Erwan Le Noan : Pour commencer, Les Républicains devraient faire l’effort de regarder les droites européennes et plus largement occidentales pour tenter de comprendre à quels défis elles ont été confrontées et comment elles y ont répondu. La France a beau être un pays unique et exceptionnel, il n’est pas complètement certain qu’elle ne puisse trouver de bonnes idées ailleurs. Par exemple, il y a d’autres pays où un président jeune, plutôt charismatique, plutôt social-libéral a été élu (plusieurs fois) : qu’a fait la droite là bas ? Pourquoi les Républicains américains ont-ils été balayés par Trump, comme Obama ? Au delà, que faut-il déduire des résultats aux élections récentes en Europe ? Comment interpréter le renouvellement générationnel qui se dessine bien au-delà de la France (Canada, Irlande, Autriche, Australie …) ? Dans certains pays, c’est la droite ‘populiste’ qui l’a emportée.
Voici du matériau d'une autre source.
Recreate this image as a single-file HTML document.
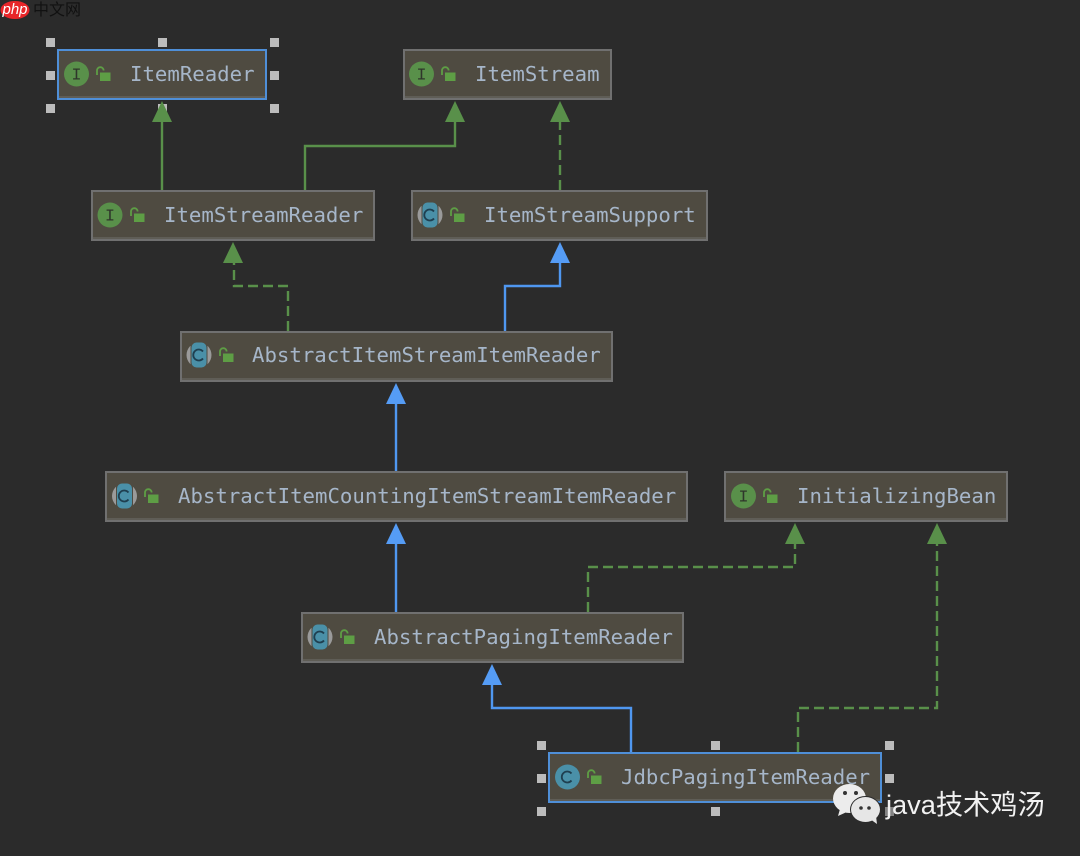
<!DOCTYPE html>
<html><head><meta charset="utf-8"><style>
html,body{margin:0;padding:0;background:#2b2b2b;width:1080px;height:856px;overflow:hidden}
svg{display:block}
.b{fill:#4f4b41;stroke:#707070;stroke-width:2}
.s{fill:#4f4b41;stroke:#4f8fd8;stroke-width:2}
.bb{fill:#5f5d56}
.t{font-family:"DejaVu Sans Mono","Liberation Mono",monospace;font-size:20.7px;fill:#a6b6c9}
.g{fill:none;stroke:#59904a;stroke-width:2.4}
.d{stroke-dasharray:10 5}
.l{fill:none;stroke:#4f97f0;stroke-width:2.4}
.h{fill:#bcbcbc}
.ic{font-family:"Liberation Mono",monospace;font-size:17px;fill:#2f362b;text-anchor:middle}
.main{filter:blur(.35px)}
</style></head><body>
<svg width="1080" height="856" viewBox="0 0 1080 856" xmlns="http://www.w3.org/2000/svg">
<defs>
<g id="I"><circle cx="0" cy="0" r="12.5" fill="#59904a"/><text class="ic" x="0" y="5.500">I</text></g>
<g id="C"><circle cx="0" cy="0" r="12.5" fill="#9a9a9a"/><rect x="-8.500" y="-13" width="17" height="26" fill="#4f4b41"/><rect x="-7.500" y="-12.500" width="15" height="25" rx="5" fill="#4a90a8"/><path d="M4 -3.500A5.500 5.500 0 1 0 4 3.500" fill="none" stroke="#1f3f50" stroke-width="1.800"/></g>
<g id="K"><circle cx="0" cy="0" r="12.5" fill="#4a90a8"/><path d="M4 -3.500A5.500 5.500 0 1 0 4 3.500" fill="none" stroke="#1f3f50" stroke-width="1.800"/></g>
<g id="L"><rect x="1" y="-1.500" width="10.500" height="8.500" fill="#5e9e45"/><path d="M-2 1V-3.500a3.300 3.300 0 0 1 6.600 0" fill="none" stroke="#5e9e45" stroke-width="1.800"/></g>
</defs>
<rect width="1080" height="856" fill="#2b2b2b"/>

<g class="main">
<!-- selection handles -->
<g class="h">
<rect x="46" y="38" width="9" height="9"/><rect x="158" y="38" width="9" height="9"/><rect x="270" y="38" width="9" height="9"/>
<rect x="46" y="71" width="9" height="9"/><rect x="270" y="71" width="9" height="9"/>
<rect x="46" y="104" width="9" height="9"/><rect x="158" y="104" width="9" height="9"/><rect x="270" y="104" width="9" height="9"/>
<rect x="537" y="741" width="9" height="9"/><rect x="711" y="741" width="9" height="9"/><rect x="885" y="741" width="9" height="9"/>
<rect x="537" y="774" width="9" height="9"/><rect x="885" y="774" width="9" height="9"/>
<rect x="537" y="807" width="9" height="9"/><rect x="711" y="807" width="9" height="9"/><rect x="885" y="807" width="9" height="9" opacity=".6"/>
</g>

<!-- connectors -->
<path class="g" d="M162 190V118"/>
<path class="g" d="M305 190V146H455V118"/>
<path class="g d" d="M560 190V118"/>
<path class="g d" d="M288 331V286H234V259"/>
<path class="l" d="M505 331V286H560V259"/>
<path class="l" d="M396 471V400"/>
<path class="l" d="M396 612V540"/>
<path class="g d" d="M588 612V567H795V540"/>
<path class="g d" d="M798 752V708H937V540"/>
<path class="l" d="M631 752V708H492V681"/>

<!-- arrows -->
<path d="M162 101L172 122H152Z" fill="#59904a"/>
<path d="M455 101L465 122H445Z" fill="#59904a"/>
<path d="M560 101L570 122H550Z" fill="#59904a"/>
<path d="M233 242L243 263H223Z" fill="#59904a"/>
<path d="M560 242L570 263H550Z" fill="#559cf5"/>
<path d="M396 383L406 404H386Z" fill="#559cf5"/>
<path d="M396 523L406 544H386Z" fill="#559cf5"/>
<path d="M795 523L805 544H785Z" fill="#59904a"/>
<path d="M937 523L947 544H927Z" fill="#59904a"/>
<path d="M492 664L502 685H482Z" fill="#559cf5"/>

<!-- boxes -->
<rect class="s" x="58" y="50" width="208" height="49"/>
<rect class="bb" x="59" y="96" width="206" height="2"/>
<use href="#I" x="76.500" y="74"/><use href="#L" x="99" y="74"/>
<text class="t" x="130" y="81">ItemReader</text>

<rect class="b" x="404" y="50" width="207" height="49"/>
<rect class="bb" x="405" y="96" width="205" height="2"/>
<use href="#I" x="421.500" y="74"/><use href="#L" x="444" y="74"/>
<text class="t" x="475" y="81">ItemStream</text>

<rect class="b" x="92" y="191" width="282" height="49"/>
<rect class="bb" x="93" y="237" width="280" height="2"/>
<use href="#I" x="110" y="215"/><use href="#L" x="133" y="215"/>
<text class="t" x="164" y="222">ItemStreamReader</text>

<rect class="b" x="412" y="191" width="295" height="49"/>
<rect class="bb" x="413" y="237" width="293" height="2"/>
<use href="#C" x="430" y="215"/><use href="#L" x="453" y="215"/>
<text class="t" x="484" y="222">ItemStreamSupport</text>

<rect class="b" x="181" y="332" width="431" height="49"/>
<rect class="bb" x="182" y="378" width="429" height="2"/>
<use href="#C" x="199" y="355"/><use href="#L" x="222" y="355"/>
<text class="t" x="252" y="362">AbstractItemStreamItemReader</text>

<rect class="b" x="106" y="472" width="581" height="49"/>
<rect class="bb" x="107" y="518" width="579" height="2"/>
<use href="#C" x="124.500" y="496"/><use href="#L" x="147" y="496"/>
<text class="t" x="178" y="503">AbstractItemCountingItemStreamItemReader</text>

<rect class="b" x="725" y="472" width="282" height="49"/>
<rect class="bb" x="726" y="518" width="280" height="2"/>
<use href="#I" x="743.500" y="496"/><use href="#L" x="766" y="496"/>
<text class="t" x="797" y="503">InitializingBean</text>

<rect class="b" x="302" y="613" width="381" height="49"/>
<rect class="bb" x="303" y="659" width="379" height="2"/>
<use href="#C" x="320" y="637"/><use href="#L" x="343" y="637"/>
<text class="t" x="374" y="644">AbstractPagingItemReader</text>

<rect class="s" x="549" y="753" width="332" height="49"/>
<rect class="bb" x="550" y="799" width="330" height="2"/>
<use href="#K" x="567.500" y="777"/><use href="#L" x="590" y="777"/>
<text class="t" x="621" y="784">JdbcPagingItemReader</text>
</g>

<!-- php logo -->
<ellipse cx="15" cy="10" rx="14.500" ry="9" fill="#e8262a"/>
<text x="15" y="14" text-anchor="middle" font-family="Liberation Sans,sans-serif" font-style="italic" font-size="15" fill="#fff">php</text>
<text x="33" y="15" font-family="'Liberation Sans','Noto Sans CJK SC',sans-serif" font-size="16" fill="#111">中文网</text>

<!-- wechat watermark -->
<ellipse cx="849.500" cy="798.500" rx="16.500" ry="14.500" fill="#ececec"/>
<path d="M840 809L838 816L849 811Z" fill="#ececec"/>
<ellipse cx="865.500" cy="809.500" rx="15.500" ry="13.500" fill="#2b2b2b"/>
<ellipse cx="865.500" cy="809.500" rx="14.500" ry="12.500" fill="#e6e6e6"/>
<path d="M870 819L877 824L876 816Z" fill="#e6e6e6"/>
<circle cx="845" cy="793" r="2" fill="#333"/><circle cx="856" cy="793" r="2" fill="#333"/>
<circle cx="861" cy="808" r="1.800" fill="#333"/><circle cx="869" cy="808" r="1.800" fill="#333"/>
<text x="886" y="814" font-family="'Liberation Sans','Noto Sans CJK SC',sans-serif" font-size="27.200" fill="#f2f2f2">java技术鸡汤</text>
</svg>
</body></html>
Dans d’autres, c’est une droite conservatrice, au sens anglo-saxon (conservatrice socialement, libérale économiquement), qui a un temps dirigé. Ailleurs, la droite a porté des préoccupations sociales (‘compassionate conservatism ; concious capitalism).

Pour fédérer à nouveau, la Droite doit produire un ambitieux travail idéologique, un travail de recherche, d’analyse. Elle doit bâtir un réel projet, cohérent, solide. Cela prend énormément de temps. Il faut donc qu’elle s’y attelle rapidement.

Christophe Boutin : En étant de droite. C’est aussi simple que cela… et aussi difficile à réaliser. Il leur faut bâtir un projet cohérent qui réponde à la fois aux ambitions et aux inquiétudes des Français. En ayant bien conscience que si certains points clefs ne sont pas traités – et la question de l’immigration est de ceux-là – il est aberrant de prétendre résoudre les autres. En rappelant ces vérités finalement fort simples qui ont permis de constituer nos sociétés et sans le respect desquelles elles ne pourront pas évoluer, mais seulement disparaître. En osant faire de la réalité leur base de réflexion, et pour cela en osant nommer clairement les choses, quelles qu’en soient les conséquences. Bref, en établissant le programme d’un conservatisme serein, basé sur une anthropologie, un rapport à la Nature et une perspective historique.